Was haben Sie bei der Vorbereitung auf die Rolle über die umstrittene Premierministerin erfahren, das Sie überraschte?

Dass sie für Journalisten und Politiker Tee und anderes selber kochte, wusste man, aber die BBC hat vor einem Jahr einen neuen Dokumentarfilm ausgestrahlt, der ähnliche unbekannte Seiten und unbeobachtete Momente zeigte. Deshalb habe wohl auch ich heute mehr Verständnis für sie.

Und?

Ich habe so auch viel über ihre Kindheit und die Beziehung zu ihrem Vater erfahren, von dem sie gelernt hat, hart zu arbeiten. Sie sah ihn als Regierungsrat Reden halten und Wahlen verlieren. Das prägte sie sehr. Ebenso hatte ihr methodistischer Glaube einen grossen Einfluss auf ihren Charakter, und wie sie das Land führte.

Sie sind Amerikanerin, aber eine Weile in England aufgewachsen. Sie waren damals noch zu jung, aber hätten Sie Margaret Thatcher gewählt?

Das ist eine gute Frage. Hätte ich Thatcher gewählt? So wie die Situation damals war, wohl kaum.

«Ich hatte eine komplizierte Beziehung zum Showbusiness
in Hollywood.
»

Peter Morgan, der Serien-Schöpfer von ‹The Crown›, ist seit vier Jahren Ihr Lebenspartner. Haben Sie ihn bezirzen müssen, um die Rolle zu bekommen?

Ich glaube, sein Casting Director hat mich vorgeschlagen und so denke ich, war es eher ein normaler Prozess als ein persönlicher Gefallen. Wir vereinbarten dann, dass wir nicht über ‹The Crown› reden: Ich durfte keine Kommentare über seine Drehbücher und er keine über meine Performance machen. Wir schafften das sogar – was eigentlich ein Wunder ist, denn wir können normalerweise beide nicht mit unseren Meinungen zurückhalten.

Wie haben Sie den zweifach oscarnominierten Autor überhaupt kennengelernt?

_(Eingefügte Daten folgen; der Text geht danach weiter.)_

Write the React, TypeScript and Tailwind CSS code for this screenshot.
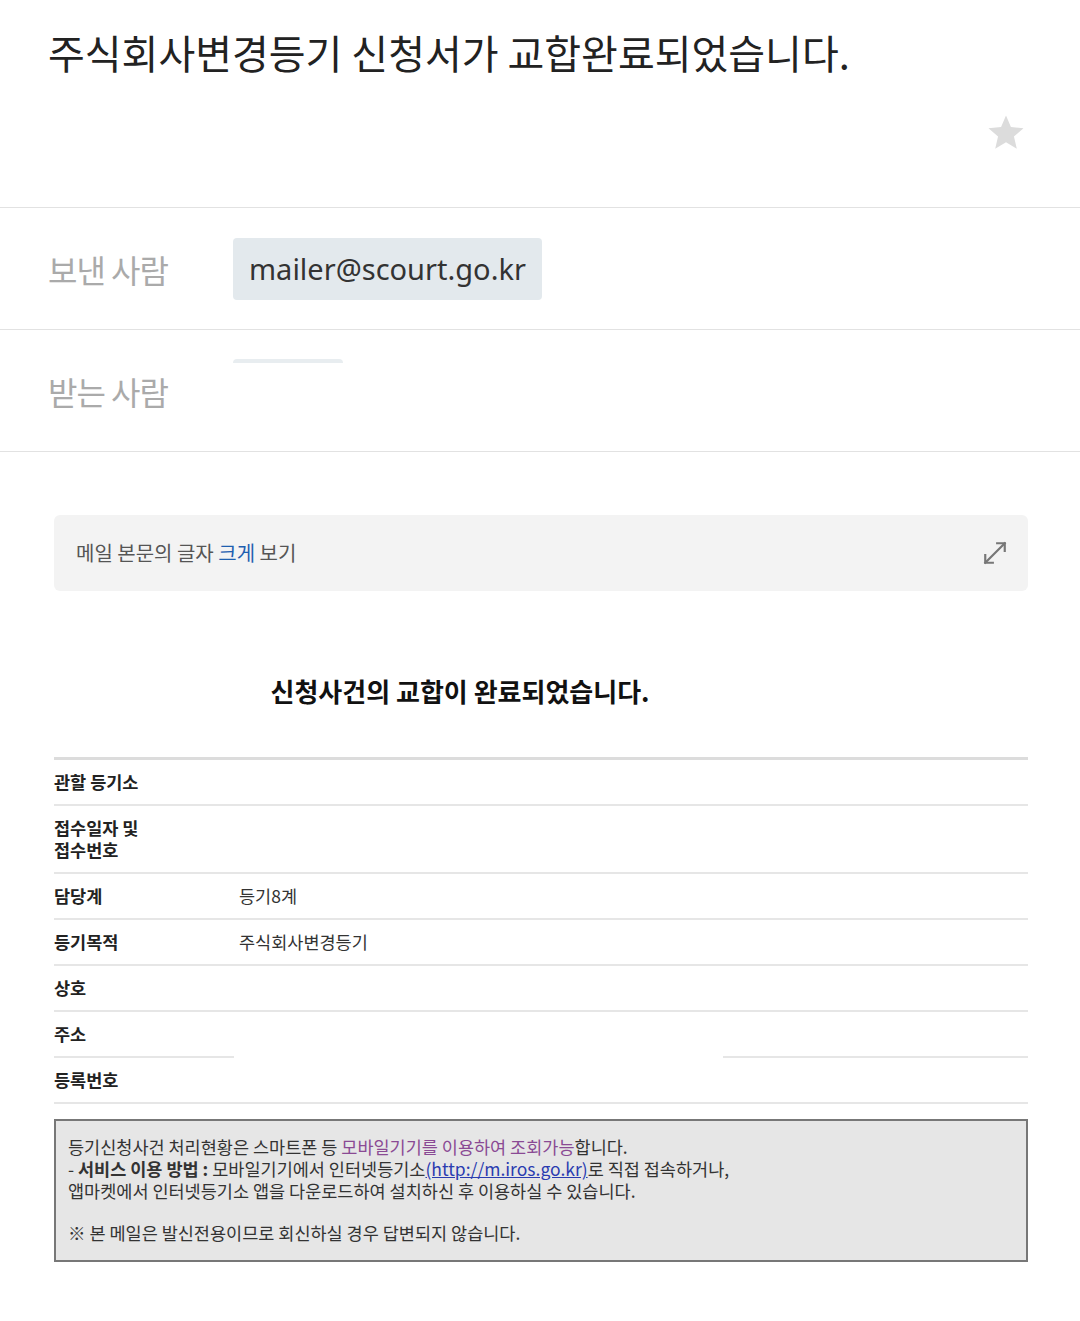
const KR = "font-['Noto_Sans_CJK_KR','Noto_Sans',sans-serif]";

function StarIcon() {
  return (
    <svg viewBox="0 0 24 24" className="w-[42px] h-[42px]" fill="#dcdcdc">
      <path d="M12 17.27L18.18 21l-1.64-7.03L22 9.24l-7.19-.61L12 2 9.19 8.63 2 9.24l5.46 4.73L5.82 21z" />
    </svg>
  );
}

function ExpandIcon() {
  return (
    <svg viewBox="0 0 24 24" className="w-[26px] h-[26px]" fill="none" stroke="#777" strokeWidth="2" strokeLinecap="square">
      <path d="M14 3h7v7" />
      <path d="M21 3L3 21" />
      <path d="M3 14v7h7" />
    </svg>
  );
}

const rows: { label: string[]; value?: string }[] = [
  { label: ["관할 등기소"] },
  { label: ["접수일자 및", "접수번호"] },
  { label: ["담당계"], value: "등기8계" },
  { label: ["등기목적"], value: "주식회사변경등기" },
  { label: ["상호"] },
];

export default function App() {
  return (
    <div className={`w-[1080px] min-h-[1321px] bg-white ${KR}`}>
      {/* Subject */}
      <div className="h-[208px] border-b border-[#e2e2e2] px-[48px] pt-[24px] flex flex-col">
        <h1 className="text-[40px] leading-[56px] tracking-[0px] text-[#222] font-normal">
          주식회사변경등기 신청서가 교합완료되었습니다.
        </h1>
        <div className="flex justify-end mt-[32px] pr-[5px]">
          <StarIcon />
        </div>
      </div>

      {/* Sender */}
      <div className="h-[122px] border-b border-[#e2e2e2] flex items-center px-[48px]">
        <div className="w-[185px] text-[32px] tracking-[-1px] text-[#aaa]">보낸 사람</div>
        <div className="h-[62px] px-[16px] rounded-[4px] bg-[#e3e9ed] flex items-center text-[29px] text-[#333] font-['Noto_Sans',sans-serif]">
          mailer@scourt.go.kr
        </div>
      </div>

      {/* Recipient */}
      <div className="h-[122px] border-b border-[#e2e2e2] flex px-[48px]">
        <div className="w-[185px] text-[32px] tracking-[-1px] text-[#aaa] pt-[37px]">받는 사람</div>
        <div className="mt-[29px] w-[110px] h-[4px] rounded-t-[4px] bg-[#e8edf0]" />
      </div>

      {/* Body */}
      <div className="pl-[54px] pr-[52px] pt-[63px]">
        <div className="h-[76px] rounded-[6px] bg-[#f3f3f3] flex items-center justify-between pl-[22px] pr-[20px]">
          <span className="text-[20px] text-[#555]">
            메일 본문의 글자 <span className="text-[#1f5fb0]">크게</span> 보기
          </span>
          <ExpandIcon />
        </div>

        <div className="w-[812px] text-center mt-[82px] text-[26px] leading-[36px] font-bold text-[#111]">
          신청사건의 교합이 완료되었습니다.
        </div>

        <div className="mt-[48px] border-t-[3px] border-[#dcdcdc] text-[17.5px] leading-[22px] text-[#222]">
          {rows.map((r, i) => (
            <div key={i} className="flex border-b-2 border-[#e6e6e6]">
              <div className="w-[180px] py-[11px] font-bold">
                {r.label.map((l, j) => (
                  <div key={j}>{l}</div>
                ))}
              </div>
              <div className="flex-1 py-[11px] pl-[5px] text-[#333]">{r.value}</div>
            </div>
          ))}
          <div className="flex">
            <div className="w-[180px] py-[11px] font-bold border-b-2 border-[#e6e6e6]">주소</div>
            <div className="w-[489px]" />
            <div className="flex-1 border-b-2 border-[#e6e6e6]" />
          </div>
          <div className="flex border-b-2 border-[#e6e6e6]">
            <div className="w-[180px] py-[11px] font-bold">등록번호</div>
            <div className="flex-1" />
          </div>
        </div>

        <div className="mt-[15px] border-2 border-[#777] bg-[#e6e6e6] pl-[12px] pt-[15px] pb-[16px] text-[17.5px] leading-[22px] text-[#333]">
          <div>
            등기신청사건 처리현황은 스마트폰 등{" "}
            <span className="text-[#8a4a94]">모바일기기를 이용하여 조회가능</span>합니다.
          </div>
          <div>
            - <b>서비스 이용 방법 :</b> 모바일기기에서 인터넷등기소
            <span className="text-[#2a3cb0] underline">(http://m.iros.go.kr)</span>로 직접 접속하거나,
          </div>
          <div>앱마켓에서 인터넷등기소 앱을 다운로드하여 설치하신 후 이용하실 수 있습니다.</div>
          <div className="h-[20px]" />
          <div>※ 본 메일은 발신전용이므로 회신하실 경우 답변되지 않습니다.</div>
        </div>
      </div>
    </div>
  );
}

Durch die Schauspielerin Vanessa Kirby. Sie spielte meine Schwester in ‹A Streetcar Named Desire› auf der Bühne und in ‹The Crown› verkörperte sie die junge Prinzessin Margaret. Sie meinte, sie wolle mir mal Pete vorstellen. Ich winkte immer ab, weil ich dachte, er sei zu vornehm und gebildet für mich. Ich bin ja eher ungeschickt und einfältig. Aber sie meinte, er sei auch eher schräg. So kam es dann einmal zu einer gemeinsamen Mahlzeit.

Spannend. 

Ja, und der Witz: Es gibt ein Foto von uns von viel früher – vermutlich war es die Premiere von ‹The Last King of Scotland›. Er schrieb das Drehbuch, ich war im Film. Wir waren am selben Ort, aber nahmen einander nicht wirklich wahr. Wir waren damals auch beide mit anderen Partnern zusammen und ich hochschwanger.

Sie sind nach dem Erfolg der ‹Akte X› quasi aus Hollywood geflüchtet und in Ihre alte Heimat Grossbritannien zurückgezogen. Wie hat das Ihre Karriere beeinflusst?

Es haben viele Leute nicht verstanden, wieso ich aus Hollywood verschwunden bin. Auch meine Agenten nicht. Abgesehen davon, dass ich immer dachte, dass ich eines Tages nach England zurückkehren würde, hatte ich eben wirklich eine komplizierte Beziehung mit dem Showbusiness in Hollywood und wollte nicht dauernd daran denken. Und was ich beruflich machen wollte, fand auch mehr in London statt als in Los Angeles.



Wie meinen Sie das?

Nach neun Jahren mit der Serie wusste ich nicht mehr, ob ich überhaupt noch auf einem Set sein wollte. Denn was man so über Hollywood in Filmen sieht, hat etwas Wahres. Ich hasste es, so jung so berühmt zu sein. Ich kam nach London und trat auf der Bühne auf und drehte das Kostümdrama ‹The Bleak House› für die BBC – das war eine viel ruhigere, bodenständigere und ehrlichere Welt. Jetzt habe ich etwas mehr Distanz und kann ein Projekt wählen oder nicht. Manchmal habe ich das Gefühl: Jetzt geht es erst richtig los. Aber damals folgte ich richtigerweise dem, was in meiner Natur lag. Ich kann das nur jedem empfehlen.

Die vierte Staffel von «The Crown» läuft ab 15. November auf Netflix.